In attack mode

Published : Jun 01, 2007 00:00 IST

The Rajapaksa government's confrontationist approach towards the international community has perplexed observers.

B. MURALIDHAR REDDY in Colombo

With the undeclared war between the Sri Lanka government and the Liberation Tigers of Tamil Eelam (LTTE) literally reaching the skies, the belligerence of the Mahinda Rajapaksa regime within and outside the island nation has touched a new high. On May 11, Colombo put New Delhi on a 48-hour notice to either retract Defence Minister A.K. Antony's statement in Parliament that the Sri Lanka Navy killed 77 Indian fishermen from 1991 to mid-April 2007 or risk a strong rebuttal. In the face of silence from New Delhi, the Foreign Ministry went public in the name of "setting the record straight".

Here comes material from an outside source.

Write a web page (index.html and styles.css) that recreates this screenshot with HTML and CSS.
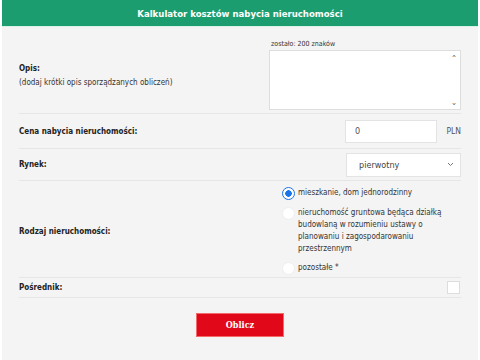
FILE: index.html
```html
<!DOCTYPE html>
<html lang="pl">
<head>
    <meta charset="UTF-8">
    <meta name="viewport" content="width=device-width, initial-scale=1.0">
    <title>Kalkulator kosztów nabycia nieruchomości</title>
    <link rel="stylesheet" href="styles.css">
</head>
<body>
    <div class="calc">
        <div class="calc-header">Kalkulator kosztów nabycia nieruchomości</div>

        <div class="calc-body">
            <div class="row row-opis">
                <div class="label">
                    <div class="label-title">Opis:</div>
                    <div class="label-note">(dodaj krótki opis sporządzanych obliczeń)</div>
                </div>
                <div class="field">
                    <div class="counter">zostało: 200 znaków</div>
                    <div class="textarea">
                        <span class="scroll-up">&#8963;</span>
                        <span class="scroll-down">&#8964;</span>
                    </div>
                </div>
            </div>

            <div class="row row-price">
                <div class="label label-title">Cena nabycia nieruchomości:</div>
                <div class="field field-right">
                    <input type="text" class="input-price" value="0">
                    <span class="unit">PLN</span>
                </div>
            </div>

            <div class="row row-market">
                <div class="label label-title">Rynek:</div>
                <div class="field field-right">
                    <div class="select">
                        <span>pierwotny</span>
                        <svg width="7" height="5" viewBox="0 0 7 5"><path d="M1 1l2.5 2.5L6 1" fill="none" stroke="#777" stroke-width="1"/></svg>
                    </div>
                </div>
            </div>

            <div class="row row-type">
                <div class="label label-title">Rodzaj nieruchomości:</div>
                <div class="field radios">
                    <div class="radio-item">
                        <span class="radio checked"></span>
                        <span class="radio-text">mieszkanie, dom jednorodzinny</span>
                    </div>
                    <div class="radio-item">
                        <span class="radio"></span>
                        <span class="radio-text">nieruchomość gruntowa będąca działką budowlaną w rozumieniu ustawy o planowaniu i zagospodarowaniu przestrzennym</span>
                    </div>
                    <div class="radio-item">
                        <span class="radio"></span>
                        <span class="radio-text">pozostałe *</span>
                    </div>
                </div>
            </div>

            <div class="row row-last">
                <div class="label label-title">Pośrednik:</div>
                <div class="field field-right">
                    <span class="checkbox"></span>
                </div>
            </div>

            <div class="actions">
                <button class="btn-calc">Oblicz</button>
            </div>
        </div>
    </div>
</body>
</html>
```

FILE: styles.css
```css
* {
    margin: 0;
    padding: 0;
    box-sizing: border-box;
}

body {
    font-family: 'DejaVu Sans Condensed', 'DejaVu Sans', Verdana, sans-serif;
    font-stretch: condensed;
    background-color: #ffffff;
    padding: 0 2px;
    color: #333333;
}

.calc-header {
    background-color: #1b9d6f;
    color: #ffffff;
    font-size: 9.5px;
    font-weight: bold;
    text-align: center;
    height: 27px;
    line-height: 27px;
    border-bottom: 1px solid #d9f3ea;
}

.calc-body {
    background-color: #f4f4f4;
    padding: 0 17px 30px 17px;
    height: 333px;
}

.row {
    display: grid;
    grid-template-columns: 250px 1fr;
    align-items: center;
    border-bottom: 1px solid #e6e6e6;
}

.row-opis {
    padding: 13px 0 3px 0;
}

.row-price {
    height: 35px;
}

.row-market {
    height: 32px;
}

.row-type {
    padding: 6px 0 2px 0;
}

.row-last {
    height: 20px;
}

.label-title {
    font-size: 8px;
    font-weight: bold;
    color: #222222;
}

.label-note {
    font-size: 8px;
    color: #333333;
    margin-top: 5px;
}

.counter {
    font-size: 7px;
    color: #333333;
    padding-left: 2px;
    margin-bottom: 2px;
}

.textarea {
    position: relative;
    background-color: #ffffff;
    border: 1px solid #dddddd;
    height: 60px;
    width: 192px;
}

.scroll-up,
.scroll-down {
    position: absolute;
    right: 3px;
    font-size: 8px;
    color: #666666;
    line-height: 8px;
}

.scroll-up {
    top: 4px;
}

.scroll-down {
    bottom: 2px;
}

.field-right {
    display: flex;
    justify-content: flex-end;
    align-items: center;
}

.input-price {
    width: 92px;
    height: 23px;
    border: 1px solid #e3e3e3;
    background-color: #ffffff;
    font-family: inherit;
    font-stretch: condensed;
    font-size: 9px;
    color: #555555;
    padding-left: 9px;
    outline: none;
}

.unit {
    font-size: 8.5px;
    color: #555555;
    width: 24px;
    text-align: right;
}

.select {
    width: 115px;
    height: 24px;
    background-color: #ffffff;
    border: 1px solid #e3e3e3;
    display: flex;
    align-items: center;
    justify-content: space-between;
    padding: 0 6px 0 12px;
    font-size: 9px;
    color: #444444;
}

.radios {
    display: flex;
    flex-direction: column;
    gap: 7px;
    padding-left: 13px;
}

.radio-item {
    display: flex;
    align-items: flex-start;
    gap: 3px;
}

.radio {
    flex: none;
    width: 13px;
    height: 13px;
    border-radius: 50%;
    background-color: #ffffff;
    border: 1px solid #eeeeee;
}

.radio.checked {
    border: 1.5px solid #1a73e8;
    background: radial-gradient(circle, #1a73e8 0 3px, #ffffff 3.5px);
}

.radio-text {
    font-size: 8px;
    line-height: 12px;
    color: #333333;
    max-width: 160px;
}

.checkbox {
    width: 13px;
    height: 13px;
    background-color: #ffffff;
    border: 1px solid #dddddd;
    margin-right: 1px;
}

.actions {
    display: flex;
    justify-content: center;
    padding-top: 15px;
}

.btn-calc {
    background-color: #e1081a;
    color: #ffffff;
    border: 1px solid #f46a6a;
    width: 88px;
    height: 24px;
    font-family: 'DejaVu Serif', serif;
    font-stretch: condensed;
    font-size: 9px;
    font-weight: bold;
}
```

Earlier, a day after the Air Tigers' first pre-dawn strike on the Sri Lanka Air Force (SLAF) base at Katunayake on March 28 (Frontline, May 18), an agitated Colombo complained to New Delhi that it had been let down by the inferior radar system thrust on it against its desire to go in for three-dimensional radar cover available from China. A section of the defence establishment leaked the news to the media.

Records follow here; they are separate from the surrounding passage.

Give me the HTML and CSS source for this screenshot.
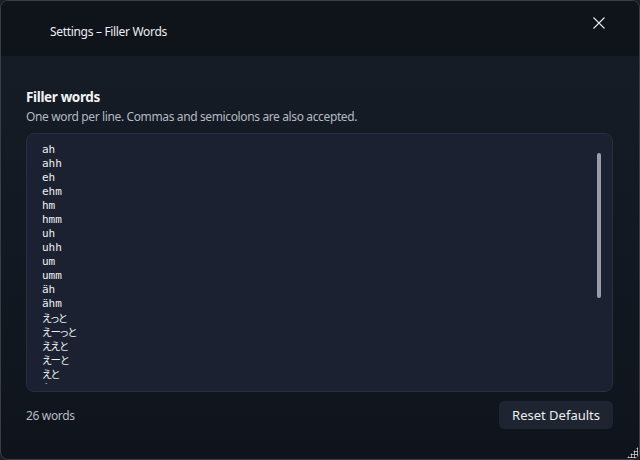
FILE: index.html
```html
<!DOCTYPE html>
<html lang="en">
<head>
<meta charset="utf-8">
<title>Settings – Filler Words</title>
<link rel="stylesheet" href="styles.css">
</head>
<body>
<div class="window">
  <header class="titlebar">
    <span class="title">Settings – Filler Words</span>
    <button class="close" aria-label="Close">
      <svg width="12" height="12" viewBox="0 0 12 12"><path d="M0.5 0.5 L11.5 11.5 M11.5 0.5 L0.5 11.5" stroke="#e6e8ec" stroke-width="1.1" fill="none"/></svg>
    </button>
  </header>
  <main class="content">
    <h2 class="heading">Filler words</h2>
    <p class="desc">One word per line. Commas and semicolons are also accepted.</p>
    <div class="editor">
      <div class="lines">ah
ahh
eh
ehm
hm
hmm
uh
uhh
um
umm
äh
ähm
<span class="cjk">えっと</span>
<span class="cjk">えーっと</span>
<span class="cjk">ええと</span>
<span class="cjk">えーと</span>
<span class="cjk">えと</span>
<span class="cjk">あのー</span>
<span class="cjk">あの</span>
<span class="cjk">その</span>
<span class="cjk">まあ</span>
<span class="cjk">なんか</span>
<span class="cjk">うーん</span>
<span class="cjk">ええ</span>
<span class="cjk">んー</span>
<span class="cjk">あー</span></div>
      <div class="scrollbar"><div class="thumb"></div></div>
    </div>
    <footer class="footer">
      <span class="count">26 words</span>
      <button class="reset">Reset Defaults</button>
    </footer>
  </main>
  <div class="grip"></div>
</div>
</body>
</html>
```
FILE: styles.css
```css
* { box-sizing: border-box; }
html, body { margin: 0; height: 100%; background: #1e1f22; }
body { font-family: "Noto Sans", "Open Sans", sans-serif; color: #e8eaee; }
.window {
  width: 640px; height: 460px;
  border: 1px solid #3a3d44;
  border-radius: 8px;
  overflow: hidden;
  display: flex; flex-direction: column;
  background: linear-gradient(180deg, #171d26 0%, #121821 60%, #0f141c 100%);
  position: relative;
}
.titlebar {
  height: 55px; flex: none;
  background: #0f131a;
  display: flex; align-items: center; justify-content: space-between;
  padding: 0 34px 0 49px;
}
.title { font-size: 12px; color: #eceef2; letter-spacing: -0.32px; padding-top: 5px; }
.close { background: none; border: 0; padding: 0; width: 12px; height: 12px; display: flex; margin-bottom: 12px; }
.content {
  flex: 1; display: flex; flex-direction: column;
  padding: 32px 26px 30px 25px;
  min-height: 0;
}
.heading { margin: 0; font-size: 13.5px; font-weight: 700; line-height: 18px; color: #f2f3f5; letter-spacing: -0.35px; }
.desc { margin: 3px 0 0; font-size: 12px; line-height: 16px; color: #b4b9c1; letter-spacing: -0.37px; }
.editor {
  margin-top: 8px;
  height: 259px; flex: none;
  background: #1b2130;
  border: 1px solid #283040;
  border-radius: 8px;
  padding: 9px 11px 7px 15px;
  display: flex; gap: 8px;
  overflow: hidden;
}
.lines {
  flex: 1;
  white-space: pre;
  font-family: "DejaVu Sans Mono", monospace;
  font-size: 11px; line-height: 14px;
  color: #eef0f3;
  overflow: hidden;
}
.cjk {
  display: inline-block;
  height: 14px;
  vertical-align: top;
  font-family: "Noto Sans CJK JP", sans-serif;
  font-size: 10.5px;
  line-height: 14px;
  font-feature-settings: "palt";
  letter-spacing: -0.9px;
}
.scrollbar { width: 4px; padding-top: 10px; }
.thumb { width: 4px; height: 145px; border-radius: 2px; background: #9a9da5; }
.footer {
  margin-top: 9px;
  display: flex; align-items: center; justify-content: space-between;
}
.count { font-size: 12px; color: #b7bcc3; letter-spacing: -0.35px; }
.reset {
  height: 28px; padding: 0 13px;
  background: #1e2430; color: #eceef2;
  border: 0; border-radius: 5px;
  font-family: inherit; font-size: 13px;
}
.grip {
  position: absolute; right: 1px; bottom: 1px;
  width: 11px; height: 11px;
  background: radial-gradient(circle, #d0d0d0 0.9px, transparent 1.3px) 0 0 / 3px 3px;
  clip-path: polygon(100% 0, 100% 100%, 0 100%);
}
```
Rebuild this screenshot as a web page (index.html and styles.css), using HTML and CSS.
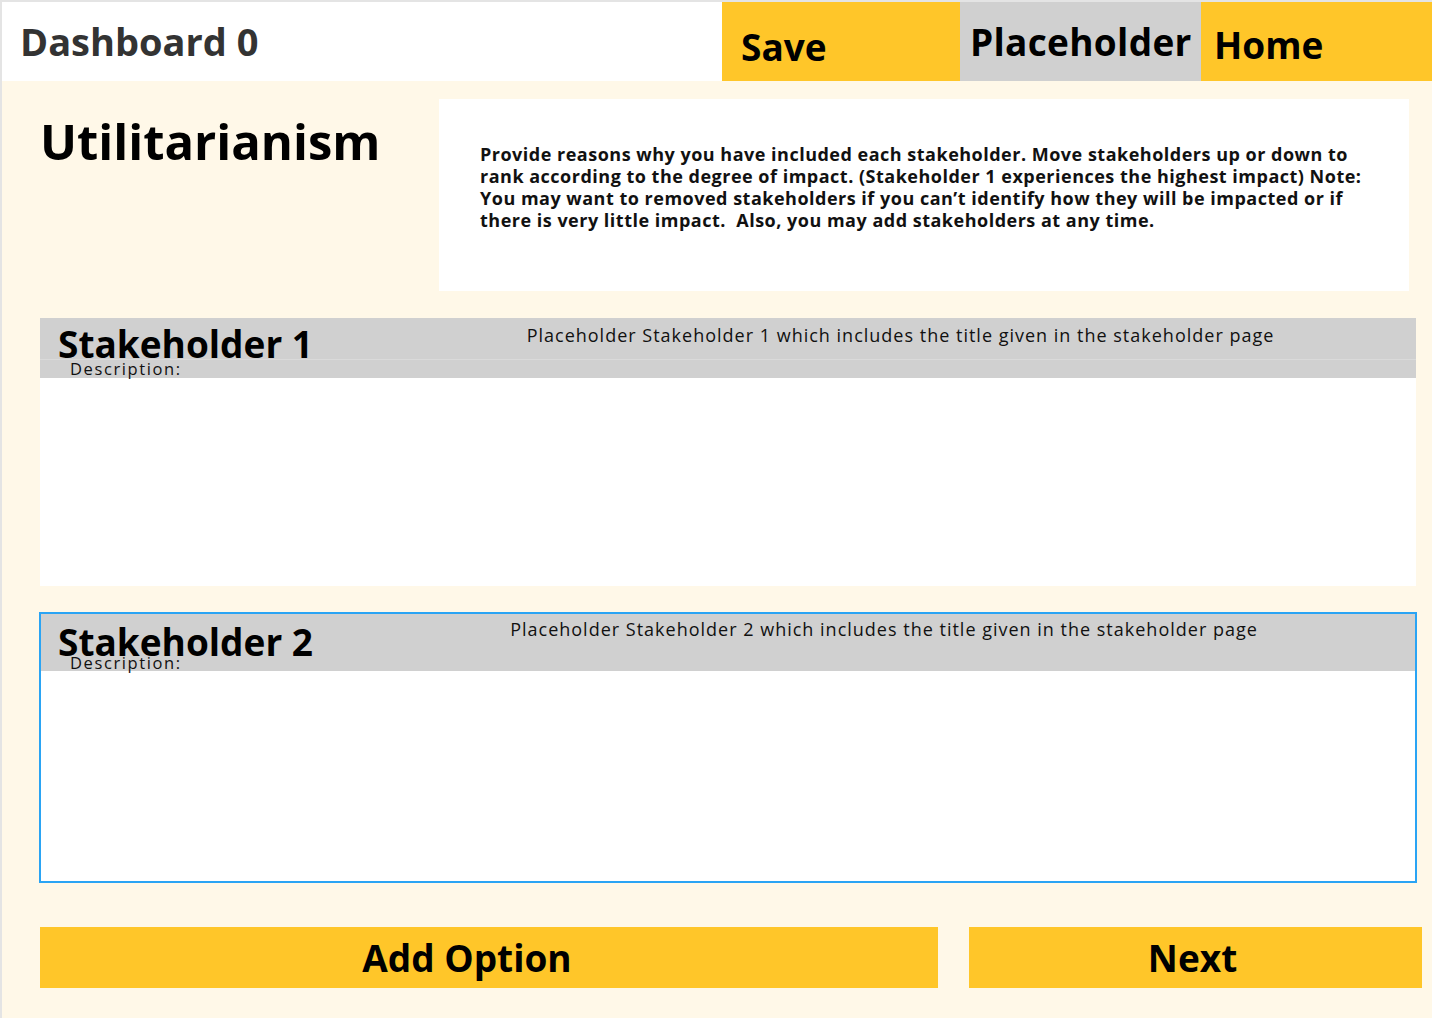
FILE: index.html
```html
<!DOCTYPE html>
<html lang="en">
<head>
<meta charset="utf-8">
<title>Utilitarianism</title>
<link rel="stylesheet" href="styles.css">
</head>
<body>
<div class="frame">
  <header class="topbar">
    <div class="brand">Dashboard 0</div>
    <a class="nav nav-save">Save</a>
    <a class="nav nav-placeholder">Placeholder</a>
    <a class="nav nav-home">Home</a>
  </header>
  <main class="main">
    <section class="intro">
      <h1 class="page-title">Utilitarianism</h1>
      <div class="instructions">
        <p>Provide reasons why you have included each stakeholder. Move stakeholders up or down to<br>rank according to the degree of impact. (Stakeholder 1 experiences the highest impact) Note:<br>You may want to removed stakeholders if you can’t identify how they will be impacted or if<br>there is very little impact.&nbsp; Also, you may add stakeholders at any time.</p>
      </div>
    </section>

    <section class="card">
      <div class="card-head">
        <div class="card-top">
          <h2 class="card-title">Stakeholder 1</h2>
          <p class="card-summary">Placeholder Stakeholder 1 which includes the title given in the stakeholder page</p>
        </div>
        <div class="card-desc">Description:</div>
      </div>
      <div class="card-body"></div>
    </section>

    <section class="card card--active">
      <div class="card-head">
        <div class="card-top">
          <h2 class="card-title">Stakeholder 2</h2>
          <p class="card-summary">Placeholder Stakeholder 2 which includes the title given in the stakeholder page</p>
        </div>
        <div class="card-desc">Description:</div>
      </div>
      <div class="card-body"></div>
    </section>

    <div class="actions">
      <button class="btn btn-add">Add Option</button>
      <button class="btn btn-next">Next</button>
    </div>
  </main>
</div>
</body>
</html>
```
FILE: styles.css
```css
html, body {
  margin: 0;
  padding: 0;
}

body {
  font-family: "Open Sans", "Noto Sans", sans-serif;
  color: #000;
  background: #fff8e8;
}

.frame {
  box-sizing: border-box;
  height: 1018px;
  overflow: hidden;
  border-top: 2px solid #e4e4e4;
  border-left: 2px solid #e4e4e4;
  background: #fff8e8;
}

/* ---------- top bar ---------- */
.topbar {
  display: flex;
  height: 79px;
  background: #fff;
}

.brand {
  flex: 1;
  padding: 20px 0 0 18px;
  font-size: 38px;
  font-weight: 700;
  line-height: 1;
  color: #333;
}

.nav {
  box-sizing: border-box;
  font-size: 37px;
  font-weight: 700;
  line-height: 1;
  color: #000;
  cursor: pointer;
}

.nav-save {
  width: 238px;
  padding: 26px 0 0 19px;
  background: #ffc629;
}

.nav-placeholder {
  width: 241px;
  padding: 21px 0 0 10px;
  background: #d0d0d0;
  letter-spacing: 0.3px;
}

.nav-home {
  width: 231px;
  padding: 24px 0 0 13px;
  background: #ffc629;
}

/* ---------- main ---------- */
.main {
  padding: 18px 0 0 38px;
}

.intro {
  display: flex;
  height: 192px;
}

.page-title {
  width: 399px;
  margin: 18px 0 0;
  font-size: 49px;
  font-weight: 700;
  line-height: 1;
}

.instructions {
  box-sizing: border-box;
  width: 970px;
  padding: 44px 10px 0 41px;
  background: #fff;
}

.instructions p {
  margin: 0;
  font-size: 18px;
  font-weight: 700;
  letter-spacing: 0.5px;
  line-height: 22px;
  color: #111;
  white-space: nowrap;
}

/* ---------- stakeholder cards ---------- */
.card {
  box-sizing: border-box;
  width: 1376px;
  margin-top: 27px;
  background: #fff;
}

.card-head {
  background: #d0d0d0;
}

.card-top {
  box-sizing: border-box;
  display: flex;
  height: 42px;
  border-bottom: 1px solid #dadada;
}

.card-title {
  margin: 0;
  padding: 7px 0 0 18px;
  font-size: 37px;
  font-weight: 700;
  line-height: 1;
  white-space: nowrap;
}

.card-summary {
  flex: 1;
  margin: 0;
  padding: 8px 0 0 72px;
  text-align: center;
  font-size: 18px;
  font-weight: 500;
  letter-spacing: 1px;
  line-height: 1;
  color: #111;
  white-space: nowrap;
}

.card-desc {
  height: 18px;
  padding-left: 30px;
  font-size: 16.5px;
  font-weight: 500;
  letter-spacing: 1.6px;
  line-height: 18px;
  color: #111;
}

.card-body {
  height: 208px;
}

.card--active {
  width: 1378px;
  margin: 26px 0 0 -1px;
  border: 2px solid #2aa4f4;
}

.card--active .card-top {
  height: 40px;
  border-bottom: 0;
}

.card--active .card-title {
  padding-top: 9px;
  padding-left: 17px;
}

.card--active .card-summary {
  padding-top: 6px;
  padding-left: 40px;
}

.card--active .card-desc {
  height: 17px;
  padding-left: 29px;
}

.card--active .card-body {
  height: 210px;
}

/* ---------- actions ---------- */
.actions {
  display: flex;
  gap: 31px;
  margin-top: 44px;
}

.btn {
  height: 61px;
  border: 0;
  padding: 0;
  background: #ffc629;
  font-family: "Open Sans", "Noto Sans", sans-serif;
  font-size: 37px;
  font-weight: 700;
  line-height: 61px;
  color: #000;
  cursor: pointer;
}

.btn-add {
  width: 898px;
  padding-right: 44px;
}

.btn-next {
  width: 453px;
  padding-right: 6px;
}
```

Political and diplomatic observers here are perplexed by the government's confrontationist approach towards the international community, particularly when it is engaged in what it calls a "fight to the finish" with the Tigers. On April 20, Sri Lanka Defence Secretary Gotabhaya Rajapaksa, who is the President's brother, "summoned" British High Commissioner Dominick Chilcott after he visited Champika Liyanaarachchi, editor of Daily Mirror, a day after she said she had received a death threat from Gotabhaya Rajapaksa. Chilcott's gesture came hours after the government accused unnamed diplomats of interfering in the island's internal affairs.

The government also frowned on the recent debate in the British Parliament on the situation in the island nation and did not take kindly to United States Assistant Secretary of State Richard Boucher's decision to visit the Jaffna office of the Tamil daily Uthayan in the second week of May. Uthayan is an ardent critic of the Rajapaksa government's policies, particularly its approach to the resolution of the ethnic conflict.

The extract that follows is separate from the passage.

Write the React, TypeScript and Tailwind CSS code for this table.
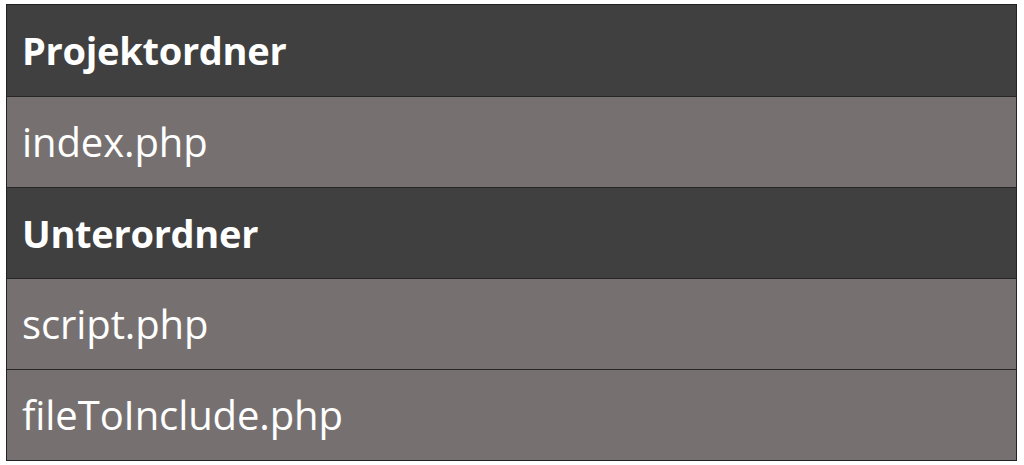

If one were to be guided by the report in The Sunday Times, the President met Richard Boucher in the presence of Dayan Jayatillake, Sri Lanka's Ambassador-designate to Geneva. "He [Jayatillake] was to challenge Boucher and began questioning the visiting official over purported US human rights violations while the President looked on," the paper wrote. Incidentally, the government has neither contradicted nor confirmed the report.

The Rajapaksa regime's attitude towards its critics within the country is no different. Ignoring opposition virtually from all quarters, the President's Sri Lanka Freedom Party (SLFP) unveiled a devolution package envisaging the district as the unit of devolution and the replacement of the executive presidency with executive prime ministership. Although the closest partners of the ruling combine and the whole range of forces opposed to the LTTE denounced the SLFP package as adding "insult to injury", Rajapaksa stuck to his guns.

In his enthusiasm to score political points over the United National Party (UNP), the main opposition party, Foreign Minister Rohitha Bogologamma briefed the diplomatic community in the first week of May that since the proposals were before the All Parties Representative Conference (APRC), the UNP must follow suit. The truth was that the proposals were modified on May 14, incorporating the Janatha Vimukthi Peramuna's demand to retain the unitary character of the Constitution and accord a "foremost" place to Buddhism. The UNP gave its set of proposals in December.

The managers of the Rajapaksa government are unfazed. The pique and anger with one and all can be justified, but they must ponder whether going public with it may prove counterproductive.